Preparare le prove scegliendo il repertorio più adatto, nel rispetto innanzitutto della celebrazione e poi tenendo conto della preparazione dei coristi. Far crescere il coro sia vocalmente che nei rapporti umani; superare gli inevitabili momenti di frizione o di stanchezza; offrire momenti di svago e di incontri comunitari; insomma il coro è un gruppo che nasce, cresce, si sviluppa, e può morire se non è ben seguito.
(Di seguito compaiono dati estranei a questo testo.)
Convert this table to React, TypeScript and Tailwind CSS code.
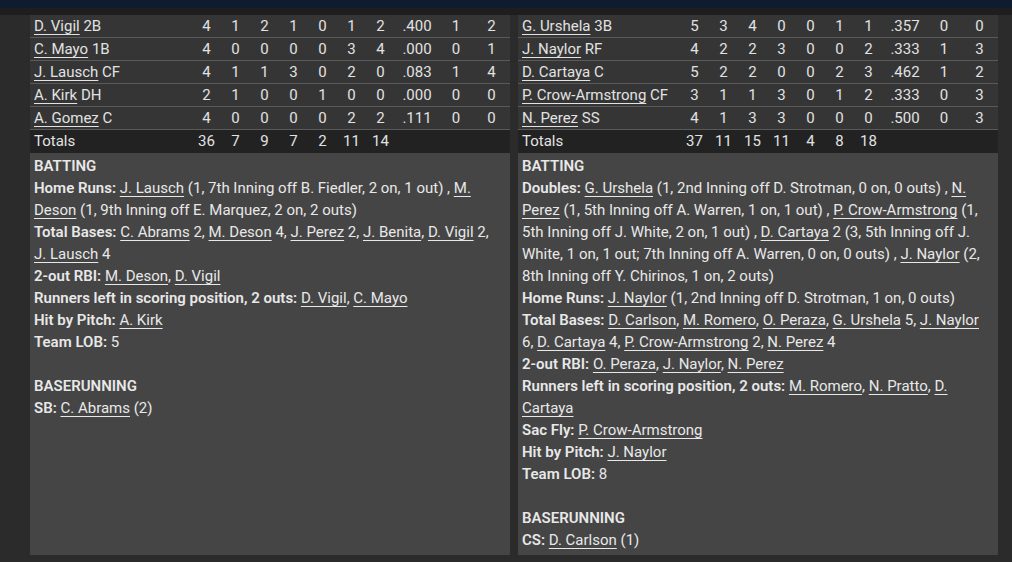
import React from "react";

type Row = { name: string; pos: string; stats: string[] };

const away: Row[] = [
  { name: "D. Vigil", pos: "2B", stats: ["4", "1", "2", "1", "0", "1", "2", ".400", "1", "2"] },
  { name: "C. Mayo", pos: "1B", stats: ["4", "0", "0", "0", "0", "3", "4", ".000", "0", "1"] },
  { name: "J. Lausch", pos: "CF", stats: ["4", "1", "1", "3", "0", "2", "0", ".083", "1", "4"] },
  { name: "A. Kirk", pos: "DH", stats: ["2", "1", "0", "0", "1", "0", "0", ".000", "0", "0"] },
  { name: "A. Gomez", pos: "C", stats: ["4", "0", "0", "0", "0", "2", "2", ".111", "0", "0"] },
];

const home: Row[] = [
  { name: "G. Urshela", pos: "3B", stats: ["5", "3", "4", "0", "0", "1", "1", ".357", "0", "0"] },
  { name: "J. Naylor", pos: "RF", stats: ["4", "2", "2", "3", "0", "0", "2", ".333", "1", "3"] },
  { name: "D. Cartaya", pos: "C", stats: ["5", "2", "2", "0", "0", "2", "3", ".462", "1", "2"] },
  { name: "P. Crow-Armstrong", pos: "CF", stats: ["3", "1", "1", "3", "0", "1", "2", ".333", "0", "3"] },
  { name: "N. Perez", pos: "SS", stats: ["4", "1", "3", "3", "0", "0", "0", ".500", "0", "3"] },
];

// [Name] marks a linked player
type Note = { label: string; text: string };

const awayBatting: Note[] = [
  { label: "Home Runs:", text: "[J. Lausch] (1, 7th Inning off B. Fiedler, 2 on, 1 out) , [M. Deson] (1, 9th Inning off E. Marquez, 2 on, 2 outs)" },
  { label: "Total Bases:", text: "[C. Abrams] 2, [M. Deson] 4, [J. Perez] 2, [J. Benita], [D. Vigil] 2, [J. Lausch] 4" },
  { label: "2-out RBI:", text: "[M. Deson], [D. Vigil]" },
  { label: "Runners left in scoring position, 2 outs:", text: "[D. Vigil], [C. Mayo]" },
  { label: "Hit by Pitch:", text: "[A. Kirk]" },
  { label: "Team LOB:", text: "5" },
];

const homeBatting: Note[] = [
  { label: "Doubles:", text: "[G. Urshela] (1, 2nd Inning off D. Strotman, 0 on, 0 outs) , [N. Perez] (1, 5th Inning off A. Warren, 1 on, 1 out) , [P. Crow-Armstrong] (1, 5th Inning off J. White, 2 on, 1 out) , [D. Cartaya] 2 (3, 5th Inning off J. White, 1 on, 1 out; 7th Inning off A. Warren, 0 on, 0 outs) , [J. Naylor] (2, 8th Inning off Y. Chirinos, 1 on, 2 outs)" },
  { label: "Home Runs:", text: "[J. Naylor] (1, 2nd Inning off D. Strotman, 1 on, 0 outs)" },
  { label: "Total Bases:", text: "[D. Carlson], [M. Romero], [O. Peraza], [G. Urshela] 5, [J. Naylor] 6, [D. Cartaya] 4, [P. Crow-Armstrong] 2, [N. Perez] 4" },
  { label: "2-out RBI:", text: "[O. Peraza], [J. Naylor], [N. Perez]" },
  { label: "Runners left in scoring position, 2 outs:", text: "[M. Romero], [N. Pratto], [D. Cartaya]" },
  { label: "Sac Fly:", text: "[P. Crow-Armstrong]" },
  { label: "Hit by Pitch:", text: "[J. Naylor]" },
  { label: "Team LOB:", text: "8" },
];

const cols = "grid grid-cols-[162px_repeat(7,29px)_44px_34px_37px] items-center";

function Linked({ text }: { text: string }) {
  return (
    <>
      {text.split(/(\[[^\]]+\])/).map((part, i) =>
        part.startsWith("[") ? (
          <a key={i} href="#" className="underline underline-offset-[3px] decoration-1">
            {part.slice(1, -1)}
          </a>
        ) : (
          <span key={i}>{part}</span>
        ),
      )}
    </>
  );
}

function Panel({
  rows,
  totals,
  batting,
  baserunning,
}: {
  rows: Row[];
  totals: string[];
  batting: Note[];
  baserunning: Note;
}) {
  return (
    <div className="flex w-[480px] flex-col">
      {rows.map((r) => (
        <div key={r.name} className={`${cols} h-[23px] border-b border-[#5a5a5a] bg-[#353535] text-[#e2e2e2]`}>
          <div className="truncate pl-1">
            <a href="#" className="underline underline-offset-[3px] decoration-1">
              {r.name}
            </a>{" "}
            {r.pos}
          </div>
          {r.stats.map((s, i) => (
            <div key={i} className="text-center">
              {s}
            </div>
          ))}
        </div>
      ))}
      <div className={`${cols} h-[23px] bg-[#222222] text-[#e2e2e2]`}>
        <div className="pl-1">Totals</div>
        {totals.map((s, i) => (
          <div key={i} className="text-center">
            {s}
          </div>
        ))}
      </div>
      <div className="flex-1 bg-[#454545] pt-[2px] pr-3 pl-1 leading-[22px] text-[#e8e8e8]">
        <div className="font-semibold">BATTING</div>
        {batting.map((n) => (
          <div key={n.label}>
            <span className="font-semibold">{n.label}</span> <Linked text={n.text} />
          </div>
        ))}
        <div className="mt-[22px] font-semibold">BASERUNNING</div>
        <div>
          <span className="font-semibold">{baserunning.label}</span> <Linked text={baserunning.text} />
        </div>
      </div>
    </div>
  );
}

export default function App() {
  return (
    <div className="flex h-[562px] w-[1012px] flex-col overflow-hidden bg-[#2b2b2b] font-['Roboto',sans-serif] text-[15px]">
      <div className="h-2 shrink-0 bg-[#0f1c30]" />
      <div className="h-[7px] shrink-0 bg-[#1e1e1e]" />
      <div className="flex h-[540px] gap-2 pl-[30px]">
        <Panel
          rows={away}
          totals={["36", "7", "9", "7", "2", "11", "14"]}
          batting={awayBatting}
          baserunning={{ label: "SB:", text: "[C. Abrams] (2)" }}
        />
        <Panel
          rows={home}
          totals={["37", "11", "15", "11", "4", "8", "18"]}
          batting={homeBatting}
          baserunning={{ label: "CS:", text: "[D. Carlson] (1)" }}
        />
      </div>
    </div>
  );
}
Mi piace riportare la regola delle tre preposizioni, elaborata da Michel Veuthey nel suo libro Il coro cuore dell’assemblea; la prima regola è quella di cantare nell’assemblea. Finalmente abbiamo scoperto che il coro fa parte dell’assemblea, non è un complemento estetico o esteriore; non è un’altra realtà aggiunta e giustapposta, ma vive nell’assemblea; pertanto anche la posizione del coro dovrà evidenziare questa esigenza. Un vero coro liturgico canta con l’assemblea; è la situazione comune presente nel rito sacro. Sostenere, alternarsi, dialogare, sono tutte funzioni che un coro liturgico deve praticare come punto di partenza del proprio servizio. Infine il coro canta per l’assemblea; ciò significa produrre musica di ascolto, brani del repertorio classico che ben si inseriscono in alcuni momenti particolari (offertorio, dopo comunione, finale). Si desume allora che anche il coro, come gli altri ministri, svolge un compito ministeriale all’interno della celebrazione. Se non si comprende e non si accetta questa nuova realtà, scaturita dal Vaticano II, non ci sarà alcun progresso nell’animazione musicale e la celebrazione sarà privata di un elemento importante e indispensabile.
Come sempre, le parole semplici, chiare e profonde di papa Benedetto XVI, chiariscono i concetti che abbiamo sopra espresso: «Mi è venuta in mente una parola di sant’Agostino che dice cantare amantis est. Fonte del canto è l’amore [...]. L’educazione al canto, a cantare in coro, non è solo un esercizio dell’udito esteriore e della voce; è anche un’educazione dell’udito interiore, l’udito del cuore, un esercizio e un’educazione alla vita e alla pace. Cantare insieme, in coro, e tutti i cori insieme, esige attenzione all’altro, attenzione al compositore, attenzione al maestro, attenzione a questa totalità che chiamiamo musica e cultura e, in tal modo, cantare in coro è un’educazione alla pace, un camminare insieme”.